‘Something weird’ may lead to melanoma breakthrough

Source: Western News,  July 2015

Paul Mayne // Western News Schulich School of Medicine & Dentistry professor Andrew Leask, right, chats with graduate student James Hutchenreuther regarding their work on identifying the specific actions of certain proteins when dealing with metastatic melanoma. Source: Western News
Paul Mayne // Western News
Schulich School of Medicine & Dentistry professor Andrew Leask, right, chats with graduate student James Hutchenreuther regarding their work on identifying the specific actions of certain proteins when dealing with metastatic melanoma.
Source: Western News

Western researchers look to take metastatic melanoma survival rates from a gloomy 5 per cent five years after diagnosis to almost 100 per cent, by simply looking where others haven’t.

“We decided to do something weird. We focused on the things nobody knew anything about, looked at things in a slightly different fashion,” said Schulich School of Medicine & Dentistry professor Andrew Leask.

Melanoma, the second most common invasive cancer in young adults, is the most dangerous form of skin cancer. Mole-like growths develop when unrepaired DNA damage to skin cells (most often caused by ultraviolet radiation from sunshine or tanning beds) triggers mutations, or genetic defects, that lead the skin cells to multiply rapidly and form malignant tumours.

It is estimated 6,800 Canadians will be diagnosed with melanoma in 2015, with 1,150 dying from the disease. One in 57 men and 1 in 74 women are expected to develop melanoma during their lifetime.

While not the most common skin cancer, it is the deadliest, Leask said. However, if melanoma is recognized and treated early, it is almost always curable. If allowed to grow unchecked, however, the cancer can spread to other parts of the body, such as the lungs and bones, where it becomes hard to treat and is often fatal.

Most researchers are focused on BRAF, a human gene that makes a protein called B-Raf, which is involved in sending signals and directing cell growth in the body. A class of drugs that targets BRAF are used to block tumour proliferation, but patients eventually acquire resistance to these drugs and metastasis occurs anyway.

However, when Leask and his fellow researchers looked at “things in a slightly different fashion,” they made an interesting discovery: It was the surrounding tissue (formally called cancer-activated fibroblasts) instructing cells to metastasize and invade surrounding tissues.

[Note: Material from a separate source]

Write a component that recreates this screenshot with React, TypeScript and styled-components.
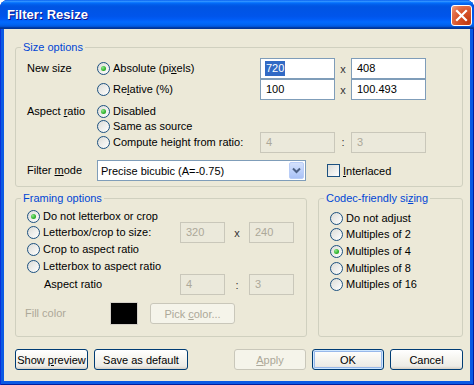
import styled, { createGlobalStyle } from 'styled-components'

const GlobalStyle = createGlobalStyle`
  html, body {
    margin: 0;
    padding: 0;
    background: #ffffff;
  }
  body {
    font-family: Tahoma, 'Liberation Sans', Arial, sans-serif;
    font-size: 11px;
    color: #000;
  }
  * {
    box-sizing: border-box;
  }
`

const Window = styled.div`
  width: 474px;
  height: 385px;
  display: flex;
  flex-direction: column;
  background: #0b5ae4;
  border-radius: 8px 8px 0 0;
  overflow: hidden;
  box-shadow: inset 1px 0 #0831d9, inset -1px 0 #001ea0, inset 0 -1px #001ea0;
`

const TitleBar = styled.div`
  height: 29px;
  flex: none;
  display: flex;
  align-items: center;
  justify-content: space-between;
  padding: 0 2px 0 7px;
  background: linear-gradient(
    180deg,
    #0058ee 0%,
    #3593ff 4%,
    #288eff 6%,
    #127dff 8%,
    #036ffc 10%,
    #0262ee 14%,
    #0057e5 20%,
    #0054e3 24%,
    #0055eb 56%,
    #005bf5 66%,
    #026afe 76%,
    #0062ef 86%,
    #0052d6 92%,
    #0040ab 94%,
    #003092 100%
  );
`

const Title = styled.span`
  color: #fff;
  font-family: 'Trebuchet MS', 'Liberation Sans', Arial, sans-serif;
  font-weight: bold;
  font-size: 13px;
  text-shadow: 1px 1px #0f1089;
`

const CloseButton = styled.div`
  width: 21px;
  height: 21px;
  margin-top: 1px;
  border: 1px solid #fff;
  border-radius: 3px;
  display: flex;
  align-items: center;
  justify-content: center;
  background: radial-gradient(circle at 85% 85%, #c23a10 0%, #d9552b 50%, #e3714c 75%, #f2a689 100%);
`

const Client = styled.div`
  flex: 1;
  margin: 0 4px 4px;
  background: #ece9d8;
  padding: 12px 7px 0 11px;
  display: flex;
  flex-direction: column;
`

const Group = styled.fieldset<{ $pad: string }>`
  margin: 0;
  min-width: 0;
  border: 1px solid #d0d0bf;
  border-radius: 3px;
  padding: ${({ $pad }) => $pad};
`

const Legend = styled.legend`
  margin-left: -6px;
  padding: 0 2px;
  color: #0046d5;
  line-height: 13px;
  font-size: 11px;
`

const SizeGrid = styled.div<{ $rows: string; $mt?: number }>`
  display: grid;
  grid-template-columns: 70px 163px 75px 16px 75px;
  grid-template-rows: ${({ $rows }) => $rows};
  align-items: center;
  margin-top: ${({ $mt }) => $mt ?? 0}px;
`

const FramingGrid = styled.div`
  display: grid;
  grid-template-columns: 153px 45px 24px 45px;
  grid-template-rows: 16px 17px 17px 16px 21px;
  align-items: center;
`

const CodecList = styled.div`
  display: grid;
  grid-template-rows: 16px 17px 17px 16px 17px;
  align-items: center;
`

const Label = styled.span<{ $disabled?: boolean; $indent?: number; $w?: number }>`
  white-space: nowrap;
  line-height: 13px;
  padding-left: ${({ $indent }) => $indent ?? 0}px;
  width: ${({ $w }) => ($w ? `${$w}px` : 'auto')};
  flex: none;
  color: ${({ $disabled }) => ($disabled ? '#aca899' : '#000')};
`

const Sep = styled.span`
  text-align: center;
  color: #333;
`

const Option = styled.label<{ $span?: string }>`
  display: flex;
  align-items: center;
  gap: 3px;
  white-space: nowrap;
  line-height: 13px;
  grid-column: ${({ $span }) => $span ?? 'auto'};
`

const RadioDot = styled.span<{ $checked?: boolean }>`
  position: relative;
  flex: none;
  width: 13px;
  height: 13px;
  border-radius: 50%;
  border: 1px solid #1c5180;
  background: linear-gradient(135deg, #dcdcd7 0%, #ffffff 100%);

  &::after {
    content: '';
    display: ${({ $checked }) => ($checked ? 'block' : 'none')};
    position: absolute;
    left: 3px;
    top: 3px;
    width: 5px;
    height: 5px;
    border-radius: 50%;
    background: radial-gradient(circle at 35% 35%, #8ee68b 0%, #2fb32c 60%, #1e8f1c 100%);
  }
`

const CheckBox = styled.span`
  flex: none;
  width: 13px;
  height: 13px;
  border: 1px solid #1c5180;
  background: linear-gradient(135deg, #dcdcd7 0%, #ffffff 100%);
`

const Field = styled.div<{ $disabled?: boolean }>`
  height: 21px;
  border: 1px solid ${({ $disabled }) => ($disabled ? '#c9c7ba' : '#7f9db9')};
  background: ${({ $disabled }) => ($disabled ? '#ebe9db' : '#fff')};
  color: ${({ $disabled }) => ($disabled ? '#aca899' : '#000')};
  line-height: 19px;
  padding-left: 5px;
  white-space: nowrap;
`

const Selected = styled.span`
  background: #316ac5;
  color: #fff;
  margin-left: -1px;
  padding: 1px 1px 2px;
`

const FilterRow = styled.div`
  grid-column: 2 / -1;
  display: flex;
  align-items: center;
`

const Combo = styled.div`
  width: 209px;
  height: 21px;
  border: 1px solid #7f9db9;
  background: #fff;
  display: flex;
  align-items: center;
  justify-content: space-between;
  padding: 1px 1px 1px 3px;
`

const ComboArrow = styled.div`
  width: 15px;
  height: 17px;
  border: 1px solid #b9cdf7;
  border-radius: 2px;
  background: linear-gradient(180deg, #d4e1fc 0%, #bcd0fa 55%, #aac2f6 100%);
  display: flex;
  align-items: center;
  justify-content: center;
`

const CheckOption = styled.label`
  display: flex;
  align-items: center;
  gap: 3px;
  margin-left: 21px;
`

const BottomRow = styled.div`
  display: grid;
  grid-template-columns: 292px 1fr;
  gap: 11px;
  margin-top: 5px;
`

const FillRow = styled.div`
  display: flex;
  align-items: center;
  height: 23px;
  margin-top: 7px;
  margin-left: -2px;
`

const Swatch = styled.div`
  width: 28px;
  height: 23px;
  background: #000;
  border: 1px solid #d4d0c8;
  margin-right: 12px;
`

const ButtonRow = styled.div`
  display: flex;
  justify-content: space-between;
  margin-top: 12px;
`

const ButtonGroup = styled.div`
  display: flex;
  gap: 6px;
`

const Button = styled.button<{ $w: number; $primary?: boolean }>`
  width: ${({ $w }) => $w}px;
  height: 21px;
  padding: 0;
  font: inherit;
  color: #000;
  border: 1px solid #003c74;
  border-radius: 3px;
  background: linear-gradient(180deg, #ffffff 0%, #f6f5f0 45%, #ecebe6 85%, #d6d0c5 100%);
  box-shadow: ${({ $primary }) =>
    $primary ? 'inset 0 0 0 1px #cee7ff, inset 0 0 0 2px #98b8ea' : 'none'};

  &:disabled {
    border-color: #c9c7ba;
    color: #aca899;
    background: #f5f4ea;
    box-shadow: none;
  }
`

function Radio({ checked, span, children }: { checked?: boolean; span?: string; children: React.ReactNode }) {
  return (
    <Option $span={span}>
      <RadioDot $checked={checked} />
      <span>{children}</span>
    </Option>
  )
}

export default function App() {
  return (
    <>
      <GlobalStyle />
      <Window>
        <TitleBar>
          <Title>Filter: Resize</Title>
          <CloseButton>
            <svg width="13" height="13" viewBox="0 0 13 13">
              <path d="M2 2 L11 11 M11 2 L2 11" stroke="#fff" strokeWidth="2.2" strokeLinecap="square" />
            </svg>
          </CloseButton>
        </TitleBar>
        <Client>
          <Group $pad="4px 0 5px 11px">
            <Legend>Size options</Legend>
            <SizeGrid $rows="21px 21px">
              <Label>New size</Label>
              <Radio checked>
                Absolute (pi<u>x</u>els)
              </Radio>
              <Field>
                <Selected>720</Selected>
              </Field>
              <Sep>x</Sep>
              <Field>408</Field>
              <span />
              <Radio>
                Re<u>l</u>ative (%)
              </Radio>
              <Field>100</Field>
              <Sep>x</Sep>
              <Field>100.493</Field>
            </SizeGrid>
            <SizeGrid $rows="15px 15px 16px" $mt={4}>
              <Label>
                Aspect <u>r</u>atio
              </Label>
              <Radio checked span="2 / -1">
                Disabled
              </Radio>
              <span />
              <Radio span="2 / -1">Same as source</Radio>
              <span />
              <Radio>Compute height from ratio:</Radio>
              <Field $disabled>4</Field>
              <Sep>:</Sep>
              <Field $disabled>3</Field>
            </SizeGrid>
            <SizeGrid $rows="21px" $mt={10}>
              <Label>
                Filter <u>m</u>ode
              </Label>
              <FilterRow>
                <Combo>
                  <span>Precise bicubic (A=-0.75)</span>
                  <ComboArrow>
                    <svg width="9" height="7" viewBox="0 0 9 7">
                      <polyline points="1,1.5 4.5,5 8,1.5" fill="none" stroke="#4d6185" strokeWidth="2" />
                    </svg>
                  </ComboArrow>
                </Combo>
                <CheckOption>
                  <CheckBox />
                  <span>
                    <u>I</u>nterlaced
                  </span>
                </CheckOption>
              </FilterRow>
            </SizeGrid>
          </Group>

          <BottomRow>
            <Group $pad="3px 0 11px 11px">
              <Legend>Framing options</Legend>
              <FramingGrid>
                <Radio checked span="1 / -1">
                  Do not letterbox or crop
                </Radio>
                <Radio>Letterbox/crop to size:</Radio>
                <Field $disabled>320</Field>
                <Sep>x</Sep>
                <Field $disabled>240</Field>
                <Radio span="1 / -1">Crop to aspect ratio</Radio>
                <Radio span="1 / -1">Letterbox to aspect ratio</Radio>
                <Label $indent={17}>Aspect ratio</Label>
                <Field $disabled>4</Field>
                <Sep>:</Sep>
                <Field $disabled>3</Field>
              </FramingGrid>
              <FillRow>
                <Label $disabled $w={85}>
                  Fill color
                </Label>
                <Swatch />
                <Button $w={85} disabled>
                  Pick <u>c</u>olor...
                </Button>
              </FillRow>
            </Group>

            <Group $pad="5px 0 0 11px">
              <Legend>
                Codec-friendly si<u>z</u>ing
              </Legend>
              <CodecList>
                <Radio>Do not adjust</Radio>
                <Radio>Multiples of 2</Radio>
                <Radio checked>Multiples of 4</Radio>
                <Radio>Multiples of 8</Radio>
                <Radio>Multiples of 16</Radio>
              </CodecList>
            </Group>
          </BottomRow>

          <ButtonRow>
            <ButtonGroup>
              <Button $w={73}>
                Show <u>p</u>review
              </Button>
              <Button $w={94}>Save as default</Button>
            </ButtonGroup>
            <ButtonGroup>
              <Button $w={72} disabled>
                <u>A</u>pply
              </Button>
              <Button $w={72} $primary>
                OK
              </Button>
              <Button $w={73}>Cancel</Button>
            </ButtonGroup>
          </ButtonRow>
        </Client>
      </Window>
    </>
  )
}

“It’s not just the melanoma cells that are the problem, but the surrounding tissues,” said Leask, a professor in Physiology and Pharmacology and Dentistry. “People have known there is surrounding tissue. No one actually looked at why it was important. This is the first proof it is important and the first proof these proteins are triggering cancer cells to behave badly.”

If you consider the melanoma as some weird stem cell, he said, what they are doing is secreting stuff into the environment that’s activating the cells, called fibroblast, or cancer-activated fibroblasts.

“These guys are now producing signals instructing the melanoma cells how to behave,” he continued. “The kicker is we found the mechanism of how this does that.”

That mechanism is due to the expression of two proteins – CCN2 and periostin. Therefore, drugs blocking CCN2 or periostin would represent a new drug treatment targeting melanomas.

“The tissues are cross-talking. It’s more the surrounding tissue that is instructing the how the stem cells should behave,” he said. “If you blocked this communication, you will be able to block this whole process. It’s actual proof that it’s more the surrounding tissue instructing the bad stem cells to behave.”

By not allowing the melanoma to metastasize, it can be removed far easier through surgery.

“Survival rate should be awful close to 100 per cent,” Leask said.

Leask published the findings in the Journal of Investigative Dermatology, along with co-investigators James Hutchenreuther, MSc candidate; Krista Vincent, Anatomy and Cell Biology MD/PhD candidate; David Carter, Robarts Research Institute scientist and London Regional Genomics Centre; and Lynne-Marie Postovit, formerly of Western’s Department of Anatomy and Cell Biology, currently of the Department of Oncology at the University of Alberta.

The team will continue their work, through clinical samples and animal models, to specifically prove the fibrotic tissue is causing or instructing the melanoma. Through a strong collaborative effort he expects clinical data could be completed within three years.